Thor is the story of an extra-dimensional race of beings known as the Asgardians. There existence on Earth ( known to them as “Midgard” ) is known only through Norse mythology where they were worshipped by early Man as gods. Asgard, along with Earth, is part of the “Nine Worlds” that make up what is known as the “Tree of Life”. These worlds are separated by an inter-dimensional gateway, a “rainbow bridge” known as the “Bifrost” ( which is guarded by an omniscient sentry called Heimdall, played here by Idris Elba of HBO’s series, “The Wire” ). Long ago, Asgard went to war with one of the Nine Worlds, an ice-encrusted planet known as Jotunheim ( occupied by a race known as the Frost Giants ) in order to stop their invasion of Earth. At the conclusion of this war, an uneasy truce was brokered by Odin, ruler of Asgard ( played by Academy Award winner Sir Anthony Hopkins )and Laufey, ruler of Jotunheim ( played by Colm Feore of Showtime’s “The Borgias”. In order to force Jotunheim to adhere to the truce, Odin confiscated the source of their powers ( an ancient relic known as the “Casket of Ancient Winters” ).

The movie begins as Odin enters the “Odinsleep” ( a period of hibernation which serves to rejuvenate his powers ). He chooses as his successor to the throne his warrior son , Thor ( who wields a mystical hammer known as Mjolnir which gives him superhuman strength, the ability to fly and control over the atmospheric elements ). The proceedings are interrupted by three Frost Giants who have broken into the trophy room containing the Casket of Ancient Winters. Although the three giants are killed by an armored sentinel called the Destroyer, Thor ( played by actor Chris Hemsworth ) becomes incensed by the breach of Asgard’s walls. Despite Odin’s wishes to maintain the truce, Thor resolves to cross the Bifrost and invade Jotunheim and strike back. He is aided by his close friends, Lady Sif ( played by Jaimie Alexander ), Volstagg ( Ray Stevenson ), Fandral ( Joshua Dallas ), Hogun ( Tadanobu Asano ) and Loki, Thor’s brother who is trained as a sorcerer and is second in line to the throne of Asgard ( played by Tom Hiddleston ). A fever pitched battle ensues between the four and  King Laufey’s forces ( despite Loki’s pleas for Thor to withdraw and honor their father’s treaty ). Before the fray escalates further, it is interrupted by Odin on horseback, who orders the four back to Asgard. As punishment for his arrogance and for disobeying his decree ( placing all of Asgard in danger as a result of his actions ), Odin strips Thor of his power and banishes him to Earth.
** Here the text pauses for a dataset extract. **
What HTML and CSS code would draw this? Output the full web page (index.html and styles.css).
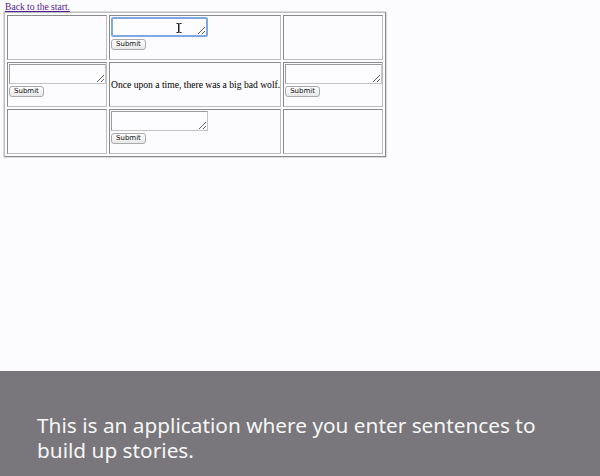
FILE: index.html
```html
<!DOCTYPE html>
<html>
<head>
<meta charset="utf-8">
<link rel="stylesheet" href="styles.css">
</head>
<body>
<a class="back" href="#">Back to the start.</a>
<table class="grid">
  <tr>
    <td class="side"></td>
    <td class="mid">
      <form class="entry">
        <div class="ta-wrap">
          <textarea class="ta focused"></textarea>
          <svg class="ibeam" width="6" height="10" viewBox="0 0 6 10"><path d="M0.5 0.5h2v9h-2M5.5 0.5h-2M5.5 9.5h-2M3 0.5v9" fill="none" stroke="#222" stroke-width="1"/></svg>
        </div>
        <button type="button" class="btn">Submit</button>
      </form>
    </td>
    <td class="side"></td>
  </tr>
  <tr>
    <td class="side">
      <form class="entry">
        <textarea class="ta"></textarea>
        <button type="button" class="btn">Submit</button>
      </form>
    </td>
    <td class="mid story">Once upon a time, there was a big bad wolf.</td>
    <td class="side">
      <form class="entry">
        <textarea class="ta"></textarea>
        <button type="button" class="btn">Submit</button>
      </form>
    </td>
  </tr>
  <tr>
    <td class="side"></td>
    <td class="mid">
      <form class="entry">
        <textarea class="ta"></textarea>
        <button type="button" class="btn">Submit</button>
      </form>
    </td>
    <td class="side"></td>
  </tr>
</table>
<div class="caption">
  <p class="caption-text">This is an application where you enter sentences to build up stories.</p>
</div>
</body>
</html>
```
FILE: styles.css
```css
html, body {
  margin: 0;
  padding: 0;
  height: 100%;
}
body {
  background: #fcfbfe;
  font-family: "Liberation Serif", "Times New Roman", serif;
  font-size: 9.6px;
  color: #000;
  padding: 2px 0 0 5px;
  box-sizing: border-box;
  position: relative;
  overflow: hidden;
}
.back {
  display: block;
  color: #551a8b;
  line-height: 10px;
  height: 10px;
}
.grid {
  margin-left: -1px;
  border: 1px solid;
  border-color: #bdbdbd #8a8a8a #8a8a8a #bdbdbd;
  border-spacing: 2px;
  box-shadow: 0 0 0 0.5px #bbb;
}
.grid td {
  border: 1px solid;
  border-color: #8a8a8a #bdbdbd #bdbdbd #8a8a8a;
  padding: 0 0 0 1px;
  height: 43px;
  vertical-align: middle;
}
.side { width: 97px; }
.mid { width: 169px; }
.story { white-space: nowrap; }
.entry {
  margin: 0 0 9px 0;
  display: flex;
  flex-direction: column;
  align-items: flex-start;
  gap: 2px;
}
.ta-wrap {
  position: relative;
  display: flex;
}
.ta {
  width: 97px;
  height: 20px;
  box-sizing: border-box;
  margin: 0;
  padding: 1px;
  border: 1px solid;
  border-color: #9a9a9a #c4c4c4 #c4c4c4 #9a9a9a;
  background: #fdfcfe;
  resize: both;
  font-size: 9px;
}
.ta.focused {
  border: 2px solid #7fa8e2;
  border-radius: 2px;
  outline: none;
}
.ibeam {
  position: absolute;
  left: 65px;
  top: 6px;
}
.btn {
  font-family: "DejaVu Sans", "Liberation Sans", sans-serif;
  font-size: 7px;
  height: 11px;
  padding: 0 4px;
  line-height: 9px;
  border: 1px solid #a9a9a9;
  border-radius: 3px;
  background: linear-gradient(#ffffff, #e8e8e8);
  color: #111;
  margin: 0;
}
.caption {
  position: absolute;
  left: 0;
  right: 0;
  bottom: 0;
  height: 105px;
  background: #79777b;
  box-sizing: border-box;
  padding: 42px 0 0 37px;
}
.caption-text {
  margin: 0;
  width: 540px;
  font-family: "Noto Sans", "Open Sans", sans-serif;
  font-size: 20.8px;
  line-height: 25px;
  color: #f6f6f6;
}
```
He also sends Mjolnir on the other side of the Bifrost to Earth as well ( with the condition that , henceforth, only a person who proves himself worthy would be able to wield its power ).

Thor and Mjolnir both wind up in New Mexico. Thor is soon discovered lying in the middle of the road by Jane Foster ( played by last year’s Academy Award winner for Best Actress Natalie Portman ), an astrophysicist who was in the middle of tracking the wormhole anomaly which brought Thor to Earth. Along with her mentor, Erik Selvig ( Stellan Skarsgård ) and assistant, Darcy ( Kat Dennings ), she gives Thor shelter. On the other side of town, a large group of locals try to remove Mjolnir from the ground. Due to Odin’s spell, however, they are unable to make it budge. The crash site is soon placed under quarantine and the jurisdiction of S.H.I.E.L.D. ( the anti-espionage government agency which serves as the underlying thread through all of Avenger’s films ). Once Thor discovers Mjolnir’s location, he storms the S.H.I.E.L.D. compound to take it back. Despite overpowering a whole unit of S.H.I.E.L.D. agents, he is unable to lift Mjolnir from the ground and is taken into custody and interrogated by Agent Phil Coulson ( Clark Gregg ), S.H.I.E.L.D. director Nicholas Fury’s right hand man ). To make matters worst, Loki ascends to Asgard’s throne and refuses to lift Odin’s ban on Thor. It seems Loki  ( who has secretly harbored a deep jealousy of Thor ) is in liege with Laufey and the other Frost Giants and was behind the attempted break in of the trophy room. Loki soon dispatches the Destroyer to finish off Thor once and for all, a move that soon places the whole town of New Mexico in mortal danger. Thor must find it in himself to be worthy of Mjolnir, in order to stop Loki’s final plan and protect his new found friends. What surprised me the most about this film was how well director Kenneth Branagh handled and respected the material, hitting all the right “fanboy” notes.

When I heard that the producers had hired him to direct, I didn’t know what to think. Known primarily for his adaptations of the works of William Shakespeare and indie films, he’s not exactly the traditional choice to direct a summer blockbuster ( let alone a comic book adaptation ). However, he balances all the performances as well as the various elements and plot devices with an assured hand. Also, I felt the explanation of the Asgardians as a race of extra-dimensional beings rather than deities went a long way in  anchoring the film in the common scientific ground of the other Avenger films. What makes this film come alive though is the performances of its two leads, Chris Hemsworth and Tom Hiddleston. Not since Christopher Reeve in Superman: The Movie has there been a case of an actor so suited to a role than these two actors. Hemsworth rises to the occasion and portrays Thor with the right mixture of arrogance and charm ( as well as deftly handling the comedic elements of the “fish out of water” aspect of Thor’s arrival on Earth ). And Hiddleston avoids playing Loki as a one note villain and conveys both sympathy and treachery in equal and nuanced measures. It is going to be a treat watching these two go head to head next year in “The Avengers” ( 2012 ). Also, do not forget to stay after the closing credits for a scene that ties the film to Captain America and gives audiences a clue as to a major plot point in next year’s movie.